There is only one acceptable decision for racing. It is irresponsible that it has taken this long to make it.
More to come
The worst thing about the drugging scandal that broke this week is that the worst is probably yet to come. HRI spoke to Nick Biase of the U.S. Attorney’s office in Manhattan and he confirmed that the investigation is open and ongoing.
However, asked if more individuals could be named in the future, he said he could not comment.
We’ve all watched enough TV to know what comes next. The relatively little fish will be squeezed hard to give up bigger fish. With all the vets named so far, it would be naive to think only Servis and Navarro were hopping horses. There are probably a lot of bold-face name trainers who are not sleeping well these days.
Off the top of my head I can think of a half-dozen or more trainers whose other-worldly winning percentages defy logic. In our litigious society, I will avoid mentioning names but I doubt this is necessary. Anyone who bets horses has a list of his own and they are probably accurate.
At this point I am compelled to note that in our system of justice suspicion and allegations are not convictions.

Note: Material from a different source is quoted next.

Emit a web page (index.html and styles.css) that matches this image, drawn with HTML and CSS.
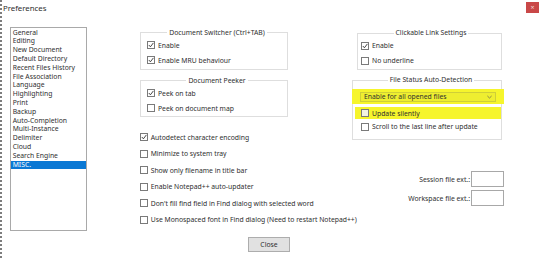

This is just one reason why we must not rush to over-correct for these offenses. Midnight Bisou’s people are calling for Maximum Security to be disqualified from his victory in the $20 million Saudi Cup and the purse redistributed. They have a case, but only if Max’s sample can be re-examined and illicit drugs are found.
But rescinding Max’s Eclipse Award is a bridge too far until these cases play out.
If Servis is convicted it would be a kind of karma in that Max’s DQ in the Derby in retrospect wouldn’t seem so objectionable. I’ve been critical of the Churchill Downs stewards. I still think they made the wrong call. But I’m adopting radio silence for now when it comes to complaining about it.
At first, the news that Maximjm Security is going to Bob Baffert was a little surprising. He doesn’t need this attention, which is sure to dredge up conversations about the mysterious deaths in his barn a few years ago. But he trains for Gary West, so what could he do? Don’t be shocked if a reason to retire Max isn’t forthcoming.
What bothers me most is the Sgt. Schultz “I see nothing” attitude by some of the ranking people in racing. Michael Dubb, a member of the NYRA Board, had horses in Servis’ care. So did Dennis Drazin, who ostensibly runs racing in New Jersey.
People at their level can’t claim surprise at the Servis revelations. When someone is winning at a 40-50% clip, they had to at least suspect something was amiss. But they looked the other way, like a parent of a kid who keeps coming home with pricey phones, DVD players and wearing apparel accepting the kid’s explanation that he found them.
With smoke figuratively coming out of every window, didn’t Dubb and Drazin think to even see if there was a fire somewhere. How can fans have any faith in the integrity of the game with these people at the top?
One final thought (for now). We’ve been complaining about the late odds drops and blaming the computer guys. Now you have to wonder how much of this came from pals of Servis and Navarro.